|Title||Developmental trajectories of intentional self regulation in adolescence: the role of parenting and implications for positive and problematic outcomes among diverse youth.|
|Publication Type||Journal Article|
|Year of Publication||2011|
|Authors||Bowers, EP, Gestsdóttir, S, Geldhof, GJ, Nikitin, J, von Eye, A, Lerner, RM|
|Journal||Journal of adolescence|
|Date Published||2011 Dec|
This study assessed 1574 Grades 5 to 11 youth (63.6% female) from the 4-H Study of Positive Youth Development (PYD), a longitudinal study involving U.S. adolescents, to assess if patterns of intentional self regulation (ISR) existed; whether these trajectories differed in relation to several Grade 5 parenting characteristics; and whether ISR trajectories were linked to positive and negative developmental outcomes at Grade 11. Growth mixture modeling identified a four-group solution of ISR trajectories: Steady Decline, Elevated, Late Onset, and Pronounced Decline. Most adolescents reported an incremental decrease in ISR from Grades 5 to 11 (Steady Decline).
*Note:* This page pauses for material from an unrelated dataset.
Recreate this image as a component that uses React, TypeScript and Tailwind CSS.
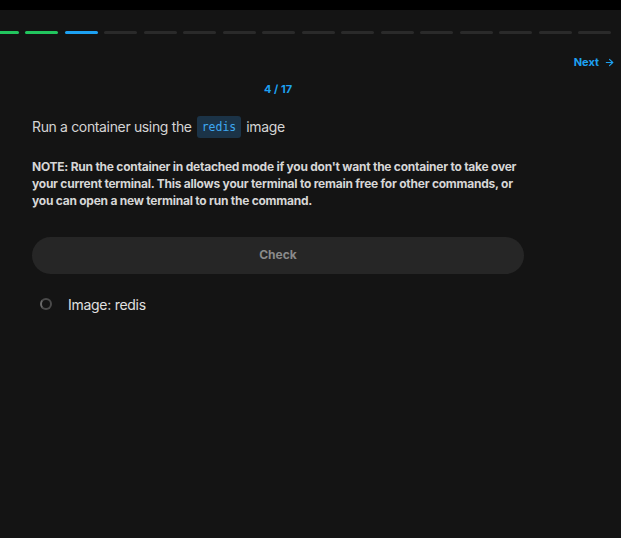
import React from 'react';

const TOTAL = 17;
const CURRENT = 4;

const Progress = () => (
  <div className="overflow-hidden pt-[21px]">
    <div className="flex gap-[6.5px] ml-[-54px]">
      {Array.from({ length: TOTAL }).map((_, i) => {
        const n = i + 1;
        const color = n < CURRENT ? 'bg-[#22c55e]' : n === CURRENT ? 'bg-[#1da1f2]' : 'bg-[#2a2a2a]';
        return <div key={i} className={`h-[3px] w-[33px] shrink-0 rounded-full ${color}`} />;
      })}
    </div>
  </div>
);

export default function App() {
  return (
    <div className="min-h-[538px] w-[621px] bg-[#141414] font-['Inter','Liberation_Sans',sans-serif]">
      <div className="h-[10px] bg-black" />
      <Progress />

      <div className="flex justify-end pr-[6px] pt-[20px]">
        <button className="flex items-center gap-[5px] text-[11px] font-bold text-[#1da1f2]">
          Next
          <svg width="11" height="11" viewBox="0 0 24 24" fill="none" stroke="currentColor" strokeWidth="2.5" strokeLinecap="round" strokeLinejoin="round">
            <path d="M5 12h14" />
            <path d="M12 5l7 7-7 7" />
          </svg>
        </button>
      </div>

      <div className="w-[492px] ml-[32px]">
        <div className="text-center text-[11px] font-bold text-[#1da1f2] mt-[10px] leading-[16px]">4 / 17</div>

        <div className="mt-[19px] text-[14px] leading-[20px] tracking-[-0.025em] text-[#d4d4d4] flex items-center">
          Run a container using the
          <code className="mx-[5px] rounded-[3px] bg-[#1b3347] px-[5px] py-[1px] font-['DejaVu_Sans_Mono',monospace] text-[11.5px] tracking-normal text-[#3ea8f2]">redis</code>
          image
        </div>

        <p className="mt-[20px] text-[12px] font-bold leading-[17px] tracking-[-0.02em] text-[#d6d6d6]">
          NOTE: Run the container in detached mode if you don't want the container to take over your current terminal. This allows your terminal to remain free for other commands, or you can open a new terminal to run the command.
        </p>

        <button className="mt-[28px] h-[37px] w-full rounded-full bg-[#262626] text-[12px] font-bold text-[#8a8a8a]">
          Check
        </button>

        <div className="mt-[20px] flex items-center gap-[16px] pl-[8px]">
          <div className="h-[12px] w-[12px] rounded-full border-[2.5px] border-[#4a4a4a] border-l-[#6a6a6a]" />
          <span className="text-[14px] tracking-[-0.02em] text-[#e0e0e0]">Image: redis</span>
        </div>
      </div>
    </div>
  );
}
Lower levels of parental warmth, monitoring, and school involvement at Grade 5 predicted Late-Onset ISR development while Pronounced Decline adolescents reported lower levels of PYD and Contribution at Grade 11. We discuss the finding that youth at initially similar levels of ISR diverged over adolescence, while youth at initially disparate levels converged.